ADRA Rwanda Blog

By Imke Bertens

Rwanda, the land of a thousand hills, and the place I have been privileged to call my home base for the last three weeks. Through ADRA Canada I was granted the role of an Agent of Change in the EMBRACE project.

Prior to departure, I researched the struggles that the people of Rwanda face in relation to maternal, child, and newborn health; and the programs the EMBRACE project has put in place to address these gaps. First and foremost, it is essential to recognize the incredible progress Rwanda has made over the past decade. Due to projects like EMBRACE, the maternal mortality rates and child malnutrition is at an all time low. It was my goal to go to Rwanda to witness this progress and to supplement my theoretical research with personal statements from staff and health care consumers. In other words, I wanted to see the theory in action! It was my intention to see how the various arms of the EMBRACE project is improving access to and the quality of health care services, and the impact its had on reducing malnutrition among children under five.

For the past three weeks, we drove on both beautifully paved roads and windy mountainous paths to visit community health centres, hospitals, and the community groups. I will never forget the incredibly warm welcome we received at each project site, especially the community groups where we were met by traditional song and dance. Each week these community groups come together to discuss alternating topics such as WASH (water, sanitation, and hygiene) and family planning.

First and foremost hygiene is an issue that is currently being addressed by the EMBRACE project through the WASH groups.
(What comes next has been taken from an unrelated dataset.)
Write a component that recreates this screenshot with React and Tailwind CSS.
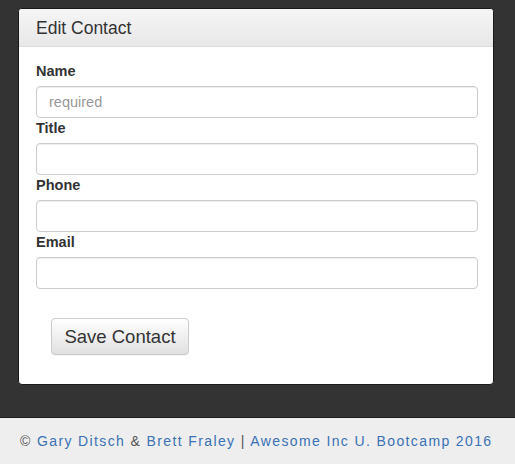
import React from "react";

function Field({ label, placeholder }) {
  return (
    <div>
      <label className="block h-[20px] mb-[5px] text-[14.5px] leading-[20px] font-bold text-[#333]">{label}</label>
      <input
        type="text"
        placeholder={placeholder}
        className="block w-full h-[32px] rounded-[4px] border border-[#ccc] bg-white px-[12px] text-[14.5px] text-[#555] placeholder:text-[#999] outline-none shadow-[inset_0_1px_1px_rgba(0,0,0,0.075)]"
      />
    </div>
  );
}

export default function App() {
  return (
    <div className="min-h-[464px] flex flex-col bg-[#333]" style={{ fontFamily: '"Liberation Sans", Arial, sans-serif' }}>
      <div className="h-[418px] pt-[8px] pl-[18px] pr-[21px] border-b border-[#1e1e1e]">
        <div className="rounded-[4px] border border-[#1a1a1a] bg-white overflow-hidden">
          <div className="h-[38px] pl-[17px] flex items-center bg-gradient-to-b from-[#f5f5f5] to-[#e8e8e8] border-b border-[#ddd]">
            <h3 className="text-[17.5px] text-[#333] leading-[18px]">Edit Contact</h3>
          </div>
          <div className="pt-[14px] pl-[17px] pr-[15px]">
            <Field label="Name" placeholder="required" />
            <Field label="Title" />
            <Field label="Phone" />
            <Field label="Email" />
          </div>
          <div className="pt-[29px] pb-[29px] pl-[32px]">
            <button className="w-[138px] h-[37px] rounded-[4px] border border-[#ccc] bg-gradient-to-b from-white to-[#e0e0e0] text-[18.5px] text-[#333] shadow-[0_1px_1px_rgba(0,0,0,0.05)]">
              Save Contact
            </button>
          </div>
        </div>
      </div>
      <div className="flex-1 h-[46px] bg-[#eeeeee] flex items-center pl-[20px] text-[14px] tracking-[1.38px] text-[#555]">
        <span>©&nbsp;<a className="text-[#3a72b5]">Gary Ditsch</a> &amp; <a className="text-[#3a72b5]">Brett Fraley</a> | <a className="text-[#3a72b5]">Awesome Inc U. Bootcamp 2016</a></span>
      </div>
    </div>
  );
}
Mothers are being taught that they need to wash their hands before they start cooking and children are taught they must wash their hands before consuming food. Despite these advances, progress must still be made. For example, there were washing stations at the community health centres, however it was unfiltered cold water and at times there wasn’t any available soap. Furthermore, at the majority of clinics, the tools were only cleaned using bleach and delivery beds and rooms were simply cleaned with soap and water. It was difficult at times to comprehend these procedures and its effectiveness with the hygiene oriented mindset of a Western citizen. It was simply baffling to me that something that is so self-spoken for us, such as washing your hands after using the rest room or before you eat, is a foreign concept in other nations.
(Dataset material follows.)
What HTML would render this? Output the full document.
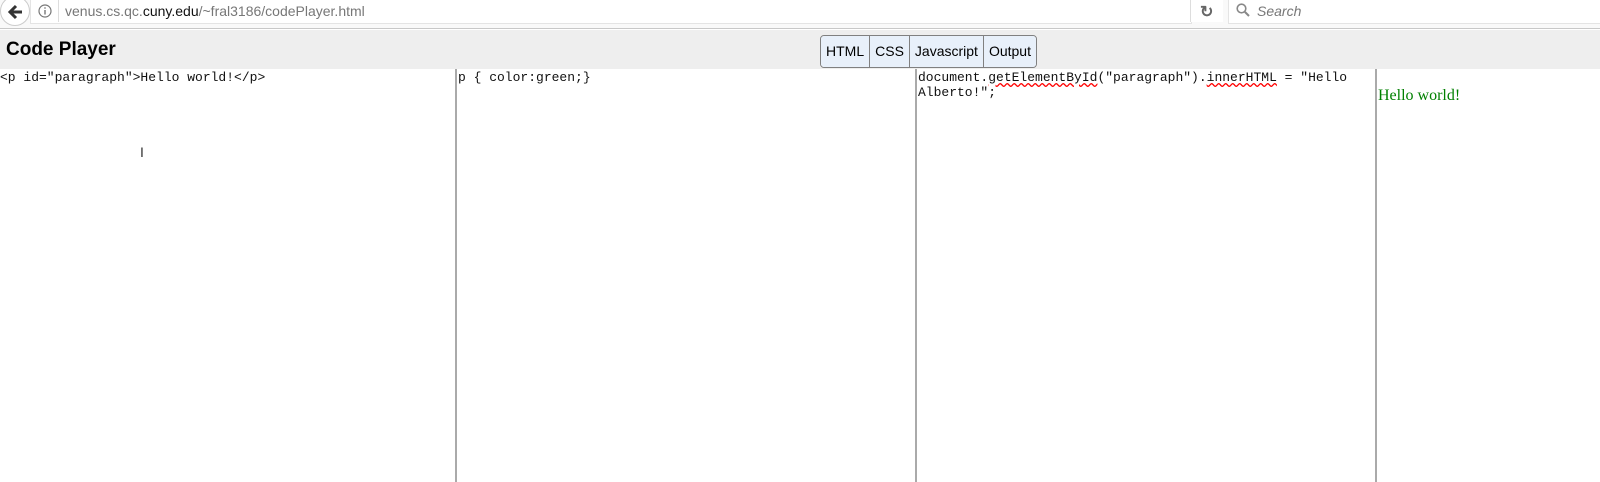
<!DOCTYPE html>
<html><head><style>
body{margin:0;width:1600px;height:482px;overflow:hidden;background:#fff;font-family:"Liberation Sans",sans-serif;position:relative}
.chrome{position:absolute;left:0;top:0;width:1600px;height:28px;background:#f9f9f9;border-bottom:1px solid #c8c8c8}
.url{position:absolute;left:30px;top:0;width:1160px;height:23px;background:#fff;border:1px solid #e4e4e4;border-top:none}
.back{position:absolute;left:0;top:-4px;width:30px;height:30px;border-radius:50%;background:#fff;border:1px solid #ccc;box-sizing:border-box}
.search{position:absolute;left:1228px;top:0;width:372px;height:23px;background:#fff;border:1px solid #e4e4e4;border-top:none}
.hdr{position:absolute;left:0;top:30px;width:1600px;height:39px;background:#eee}
.btns{position:absolute;left:820px;top:35px;height:31px;display:flex;border:1px solid #808080;border-radius:4px;overflow:hidden}
.btns div{background:#e8f0fa;font-size:14px;line-height:31px;padding:0 5px;border-left:1px solid #808080}
.btns div:first-child{border-left:none}
.panel{position:absolute;top:69px;font-family:"Liberation Mono",monospace;font-size:13px;line-height:15px;color:#111}
.div{position:absolute;top:69px;width:2px;height:413px;background:#aaa}
</style></head><body>
<div class="chrome">
<div class="url"></div>
<div class="back"><svg width="28" height="28" viewBox="0 0 28 28" style="position:absolute;left:1px;top:1px"><path d="M20 14H9M14 8l-6 6 6 6" stroke="#333" stroke-width="3" fill="none"/></svg></div>
<svg style="position:absolute;left:38px;top:4px" width="14" height="14"><circle cx="7" cy="7" r="6" fill="none" stroke="#777" stroke-width="1.2"/><rect x="6.3" y="6" width="1.4" height="4.5" fill="#777"/><rect x="6.3" y="3.3" width="1.4" height="1.4" fill="#777"/></svg>
<div style="position:absolute;left:58px;top:0;width:1px;height:22px;background:#ddd"></div>
<div style="position:absolute;left:65px;top:3px;font-size:14px;color:#777">venus.cs.qc.<span style="color:#111">cuny.edu</span>/~fral3186/codePlayer.html</div>
<div style="position:absolute;left:1190px;top:0;width:32px;height:22px;border-left:1px solid #ddd;background:#fff"></div>
<div style="position:absolute;left:1200px;top:2px;font-size:16px;color:#666;font-weight:bold">↻</div>
<div class="search"></div>
<svg style="position:absolute;left:1236px;top:3px" width="14" height="14"><circle cx="5.5" cy="5.5" r="4.3" fill="none" stroke="#888" stroke-width="1.6"/><path d="M9 9l4 4" stroke="#888" stroke-width="2"/></svg>
<div style="position:absolute;left:1257px;top:3px;font-size:14px;color:#777;font-style:italic">Search</div>
</div>
<div class="hdr"><div style="position:absolute;left:6px;top:9px;font-size:19px;font-weight:bold">Code Player</div></div>
<div class="btns"><div>HTML</div><div>CSS</div><div>Javascript</div><div>Output</div></div>
<div class="panel" style="left:0;top:70px">&lt;p id="paragraph"&gt;Hello world!&lt;/p&gt;</div>
<div class="div" style="left:455px"></div>
<div class="panel" style="left:458px;top:70px">p { color:green;}</div>
<div class="div" style="left:915px"></div>
<div class="panel" style="left:918px;top:70px">document.<span style="text-decoration:underline wavy red">getElementById</span>("paragraph").<span style="text-decoration:underline wavy red">innerHTML</span> = "Hello<br>Alberto!";</div>
<div class="div" style="left:1375px"></div>
<div style="position:absolute;left:1378px;top:87px;font-family:'Liberation Serif',serif;font-size:16px;color:green">Hello world!</div>
<div style="position:absolute;left:140px;top:144px;font-size:14px;color:#333">I</div>
</body></html>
Family planning is also one of ADRA’s main focuses and is something, as a midwifery student, I was genuinely intrigued by. Family planning is not only an important method that allows women to gain control over their lives, but is also an essential tool in fighting maternal and child mortality, as well as malnutrition. I learned that it isn’t uncommon for a couple to have numerous kids that they simply cannot afford to feed with daily nutritious meals. It is therefore a main topic within the community groups. The importance of birth spacing is highlighted, as well as the different methods that can be used and where they are available. Seeing the conversations that were being held within the community groups was truly inspiring. We learned earlier in our trip that many women are still afraid of their husbands, so often they secretly seek out birth control. Therefore, seeing women get support from one another and answering one another’s questions in their community groups was wonderful to see! Things are moving in the right direction for married women looking for access to birth control, however there are still countless barriers for unmarried women. Premarital sex is still frowned upon and taboo, which is making access to birth control challenging. Although family planning is available at all community health centres, young women are afraid to go there in case someone recognizes them. Even though they know its accessible, they have told us none of them use these services. This showed me that despite the effort to design and make services available, community opinion leaders need to be educated and on board with the initiatives by ADRA and like organizations.
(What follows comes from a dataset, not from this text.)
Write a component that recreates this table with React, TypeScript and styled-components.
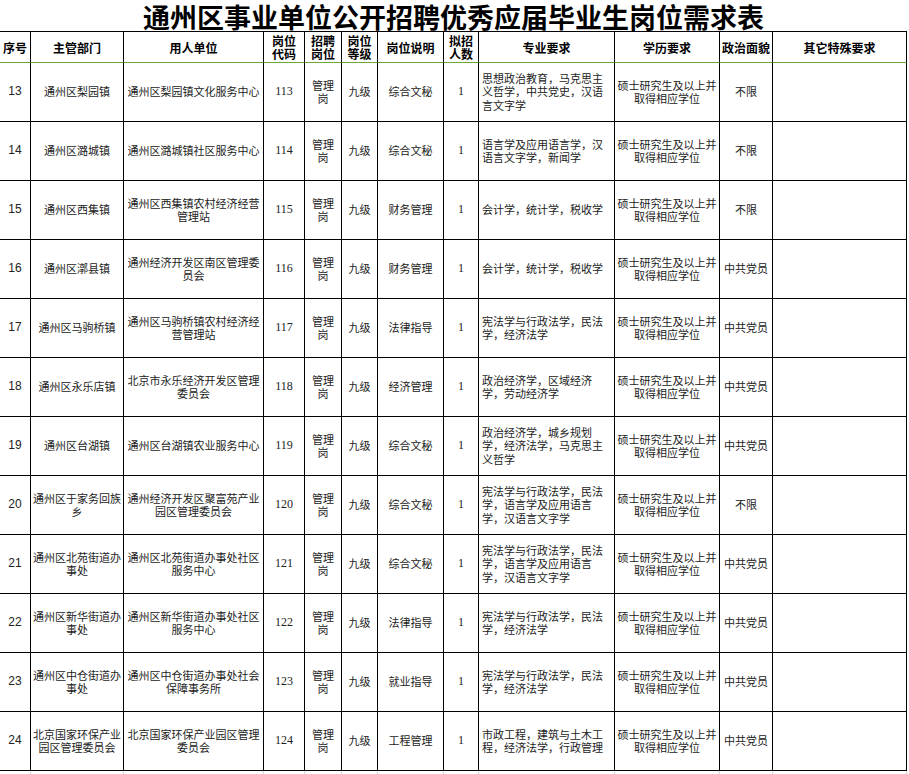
import React from "react";
import styled, { createGlobalStyle } from "styled-components";

const GlobalStyle = createGlobalStyle`
  html, body { margin: 0; padding: 0; background: #fff; }
  body { font-family: "Noto Sans CJK SC", "Liberation Sans", sans-serif; color: #1a1a1a; }
  * { box-sizing: border-box; }
`;

const COLS = "31px 93px 140px 41px 37px 36px 66px 35px 136px 105px 53px 134px";

const Page = styled.div`
  width: 909px;
  height: 774px;
  overflow: hidden;
`;

const Title = styled.h1`
  margin: 0;
  width: 907px;
  height: 31px;
  display: flex;
  align-items: center;
  justify-content: center;
  font-size: 27px;
  line-height: 28px;
  font-weight: 700;
  color: #000;
  padding-top: 2px;
`;

const Grid = styled.div`
  display: grid;
  grid-template-columns: ${COLS};
  width: 907px;
  border-top: 1px solid #000;
`;

const HeadCell = styled.div`
  height: 31px;
  border-right: 1px solid #000;
  border-bottom: 1px solid #6aa83a;
  display: flex;
  align-items: center;
  justify-content: center;
  text-align: center;
  font-size: 12px;
  line-height: 13px;
  font-weight: 700;
  color: #000;
  white-space: pre-line;
`;

type CellProps = { $left?: boolean; $font?: "sans" | "serif" | "cjk" };

const Cell = styled.div<CellProps>`
  height: 59px;
  border-right: 1px solid #000;
  border-bottom: 1px solid #000;
  display: flex;
  align-items: center;
  justify-content: ${(p) => (p.$left ? "flex-start" : "center")};
  text-align: ${(p) => (p.$left ? "left" : "center")};
  padding: ${(p) => (p.$left ? "0 2px 0 3px" : "0")};
  font-family: ${(p) =>
    p.$font === "serif"
      ? '"Liberation Serif", serif'
      : p.$font === "sans"
      ? '"Liberation Sans", sans-serif'
      : '"Noto Sans CJK SC", sans-serif'};
  font-size: ${(p) => (p.$font === "cjk" || !p.$font ? "11px" : "12px")};
  line-height: 13.5px;
  color: #222;
  white-space: pre-line;
`;

const Filler = styled.div`
  height: 6px;
  border-right: 1px solid #d6d6d6;
`;

const headers = [
  "序号",
  "主管部门",
  "用人单位",
  "岗位\n代码",
  "招聘\n岗位",
  "岗位\n等级",
  "岗位说明",
  "拟招\n人数",
  "专业要求",
  "学历要求",
  "政治面貌",
  "其它特殊要求",
];

type Row = {
  no: number;
  dept: string;
  unit: string;
  desc: string;
  major: string;
  pol: string;
};

const rows: Row[] = [
  { no: 13, dept: "通州区梨园镇", unit: "通州区梨园镇文化服务中心", desc: "综合文秘", major: "思想政治教育，马克思主\n义哲学，中共党史，汉语\n言文字学", pol: "不限" },
  { no: 14, dept: "通州区潞城镇", unit: "通州区潞城镇社区服务中心", desc: "综合文秘", major: "语言学及应用语言学，汉\n语言文字学，新闻学", pol: "不限" },
  { no: 15, dept: "通州区西集镇", unit: "通州区西集镇农村经济经营\n管理站", desc: "财务管理", major: "会计学，统计学，税收学", pol: "不限" },
  { no: 16, dept: "通州区漷县镇", unit: "通州经济开发区南区管理委\n员会", desc: "财务管理", major: "会计学，统计学，税收学", pol: "中共党员" },
  { no: 17, dept: "通州区马驹桥镇", unit: "通州区马驹桥镇农村经济经\n营管理站", desc: "法律指导", major: "宪法学与行政法学，民法\n学，经济法学", pol: "中共党员" },
  { no: 18, dept: "通州区永乐店镇", unit: "北京市永乐经济开发区管理\n委员会", desc: "经济管理", major: "政治经济学，区域经济\n学，劳动经济学", pol: "中共党员" },
  { no: 19, dept: "通州区台湖镇", unit: "通州区台湖镇农业服务中心", desc: "综合文秘", major: "政治经济学，城乡规划\n学，经济法学，马克思主\n义哲学", pol: "中共党员" },
  { no: 20, dept: "通州区于家务回族\n乡", unit: "通州经济开发区聚富苑产业\n园区管理委员会", desc: "综合文秘", major: "宪法学与行政法学，民法\n学，语言学及应用语言\n学，汉语言文字学", pol: "不限" },
  { no: 21, dept: "通州区北苑街道办\n事处", unit: "通州区北苑街道办事处社区\n服务中心", desc: "综合文秘", major: "宪法学与行政法学，民法\n学，语言学及应用语言\n学，汉语言文字学", pol: "中共党员" },
  { no: 22, dept: "通州区新华街道办\n事处", unit: "通州区新华街道办事处社区\n服务中心", desc: "法律指导", major: "宪法学与行政法学，民法\n学，经济法学", pol: "中共党员" },
  { no: 23, dept: "通州区中仓街道办\n事处", unit: "通州区中仓街道办事处社会\n保障事务所", desc: "就业指导", major: "宪法学与行政法学，民法\n学，经济法学", pol: "中共党员" },
  { no: 24, dept: "北京国家环保产业\n园区管理委员会", unit: "北京国家环保产业园区管理\n委员会", desc: "工程管理", major: "市政工程，建筑与土木工\n程，经济法学，行政管理", pol: "中共党员" },
];

export default function App() {
  return (
    <Page>
      <GlobalStyle />
      <Title>通州区事业单位公开招聘优秀应届毕业生岗位需求表</Title>
      <Grid>
        {headers.map((h) => (
          <HeadCell key={h}>{h}</HeadCell>
        ))}
        {rows.map((r) => (
          <React.Fragment key={r.no}>
            <Cell $font="sans">{r.no}</Cell>
            <Cell>{r.dept}</Cell>
            <Cell>{r.unit}</Cell>
            <Cell $font="serif">{100 + r.no}</Cell>
            <Cell>{"管理\n岗"}</Cell>
            <Cell>九级</Cell>
            <Cell>{r.desc}</Cell>
            <Cell $font="serif">1</Cell>
            <Cell $left>{r.major}</Cell>
            <Cell>{"硕士研究生及以上并\n取得相应学位"}</Cell>
            <Cell>{r.pol}</Cell>
            <Cell />
          </React.Fragment>
        ))}
        {headers.map((h) => (
          <Filler key={"f" + h} />
        ))}
      </Grid>
    </Page>
  );
}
Hygiene and family planning are only a small slice in the large pie of projects ADRA has introduced in Rwanda. We have heard numerous success stories about how ADRA has truly changed people’s lives. From learning how to take care of a grandchild which in turn allowed her daughter to go back to school to the difference the donation of a cow has made to families.

I am looking forward to the remainder of our study tour and continuing to gather personal experiences that will grow my love for Rwanda even more!